§ **Job**:
Return the listing below unchanged, minus its pictures.

§ **Information supplied**:
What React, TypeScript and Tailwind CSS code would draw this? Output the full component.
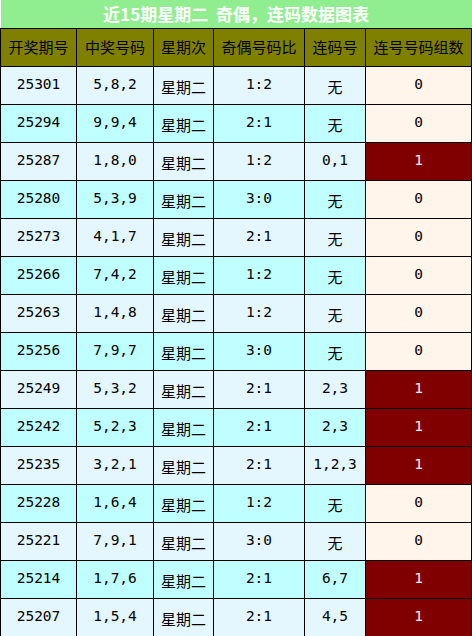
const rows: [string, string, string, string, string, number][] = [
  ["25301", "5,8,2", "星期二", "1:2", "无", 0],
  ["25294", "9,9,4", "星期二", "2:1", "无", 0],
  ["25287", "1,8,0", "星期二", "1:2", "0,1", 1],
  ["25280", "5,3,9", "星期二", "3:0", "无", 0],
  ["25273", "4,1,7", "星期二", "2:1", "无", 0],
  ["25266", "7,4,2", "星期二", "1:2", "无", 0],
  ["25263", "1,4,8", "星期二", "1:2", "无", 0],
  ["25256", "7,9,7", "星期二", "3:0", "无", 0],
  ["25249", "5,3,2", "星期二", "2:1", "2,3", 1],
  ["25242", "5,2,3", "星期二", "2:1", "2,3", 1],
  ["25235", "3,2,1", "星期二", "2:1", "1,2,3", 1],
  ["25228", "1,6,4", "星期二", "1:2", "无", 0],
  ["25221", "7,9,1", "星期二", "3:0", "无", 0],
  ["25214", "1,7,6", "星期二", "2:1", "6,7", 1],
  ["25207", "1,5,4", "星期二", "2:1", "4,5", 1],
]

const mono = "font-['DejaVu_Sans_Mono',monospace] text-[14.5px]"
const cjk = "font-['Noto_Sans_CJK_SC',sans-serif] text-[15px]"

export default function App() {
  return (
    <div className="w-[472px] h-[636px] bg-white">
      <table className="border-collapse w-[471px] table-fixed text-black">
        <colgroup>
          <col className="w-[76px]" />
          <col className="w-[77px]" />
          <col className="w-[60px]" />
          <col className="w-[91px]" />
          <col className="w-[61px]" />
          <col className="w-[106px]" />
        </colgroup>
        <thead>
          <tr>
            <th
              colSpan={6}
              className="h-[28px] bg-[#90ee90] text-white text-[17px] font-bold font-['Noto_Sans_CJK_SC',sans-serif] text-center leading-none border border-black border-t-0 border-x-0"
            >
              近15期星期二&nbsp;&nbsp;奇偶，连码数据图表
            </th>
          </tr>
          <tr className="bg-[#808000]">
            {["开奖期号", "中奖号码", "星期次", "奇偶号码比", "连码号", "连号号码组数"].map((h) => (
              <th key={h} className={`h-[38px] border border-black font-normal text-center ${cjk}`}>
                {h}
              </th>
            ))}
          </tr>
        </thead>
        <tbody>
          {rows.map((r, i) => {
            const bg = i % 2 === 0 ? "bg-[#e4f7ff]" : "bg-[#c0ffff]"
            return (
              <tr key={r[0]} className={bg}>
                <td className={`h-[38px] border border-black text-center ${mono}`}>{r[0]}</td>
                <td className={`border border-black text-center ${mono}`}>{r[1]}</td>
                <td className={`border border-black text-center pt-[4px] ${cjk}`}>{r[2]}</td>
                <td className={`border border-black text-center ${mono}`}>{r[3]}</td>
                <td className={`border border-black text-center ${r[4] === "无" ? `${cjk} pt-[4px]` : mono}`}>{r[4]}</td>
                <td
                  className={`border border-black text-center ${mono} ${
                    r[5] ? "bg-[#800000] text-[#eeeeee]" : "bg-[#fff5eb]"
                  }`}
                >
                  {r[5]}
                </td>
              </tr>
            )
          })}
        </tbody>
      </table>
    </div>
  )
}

§ **Task response**:
What React, TypeScript and Tailwind CSS code would draw this? Output the full component.
const rows: [string, string, string, string, string, number][] = [
  ["25301", "5,8,2", "星期二", "1:2", "无", 0],
  ["25294", "9,9,4", "星期二", "2:1", "无", 0],
  ["25287", "1,8,0", "星期二", "1:2", "0,1", 1],
  ["25280", "5,3,9", "星期二", "3:0", "无", 0],
  ["25273", "4,1,7", "星期二", "2:1", "无", 0],
  ["25266", "7,4,2", "星期二", "1:2", "无", 0],
  ["25263", "1,4,8", "星期二", "1:2", "无", 0],
  ["25256", "7,9,7", "星期二", "3:0", "无", 0],
  ["25249", "5,3,2", "星期二", "2:1", "2,3", 1],
  ["25242", "5,2,3", "星期二", "2:1", "2,3", 1],
  ["25235", "3,2,1", "星期二", "2:1", "1,2,3", 1],
  ["25228", "1,6,4", "星期二", "1:2", "无", 0],
  ["25221", "7,9,1", "星期二", "3:0", "无", 0],
  ["25214", "1,7,6", "星期二", "2:1", "6,7", 1],
  ["25207", "1,5,4", "星期二", "2:1", "4,5", 1],
]

const mono = "font-['DejaVu_Sans_Mono',monospace] text-[14.5px]"
const cjk = "font-['Noto_Sans_CJK_SC',sans-serif] text-[15px]"

export default function App() {
  return (
    <div className="w-[472px] h-[636px] bg-white">
      <table className="border-collapse w-[471px] table-fixed text-black">
        <colgroup>
          <col className="w-[76px]" />
          <col className="w-[77px]" />
          <col className="w-[60px]" />
          <col className="w-[91px]" />
          <col className="w-[61px]" />
          <col className="w-[106px]" />
        </colgroup>
        <thead>
          <tr>
            <th
              colSpan={6}
              className="h-[28px] bg-[#90ee90] text-white text-[17px] font-bold font-['Noto_Sans_CJK_SC',sans-serif] text-center leading-none border border-black border-t-0 border-x-0"
            >
              近15期星期二&nbsp;&nbsp;奇偶，连码数据图表
            </th>
          </tr>
          <tr className="bg-[#808000]">
            {["开奖期号", "中奖号码", "星期次", "奇偶号码比", "连码号", "连号号码组数"].map((h) => (
              <th key={h} className={`h-[38px] border border-black font-normal text-center ${cjk}`}>
                {h}
              </th>
            ))}
          </tr>
        </thead>
        <tbody>
          {rows.map((r, i) => {
            const bg = i % 2 === 0 ? "bg-[#e4f7ff]" : "bg-[#c0ffff]"
            return (
              <tr key={r[0]} className={bg}>
                <td className={`h-[38px] border border-black text-center ${mono}`}>{r[0]}</td>
                <td className={`border border-black text-center ${mono}`}>{r[1]}</td>
                <td className={`border border-black text-center pt-[4px] ${cjk}`}>{r[2]}</td>
                <td className={`border border-black text-center ${mono}`}>{r[3]}</td>
                <td className={`border border-black text-center ${r[4] === "无" ? `${cjk} pt-[4px]` : mono}`}>{r[4]}</td>
                <td
                  className={`border border-black text-center ${mono} ${
                    r[5] ? "bg-[#800000] text-[#eeeeee]" : "bg-[#fff5eb]"
                  }`}
                >
                  {r[5]}
                </td>
              </tr>
            )
          })}
        </tbody>
      </table>
    </div>
  )
}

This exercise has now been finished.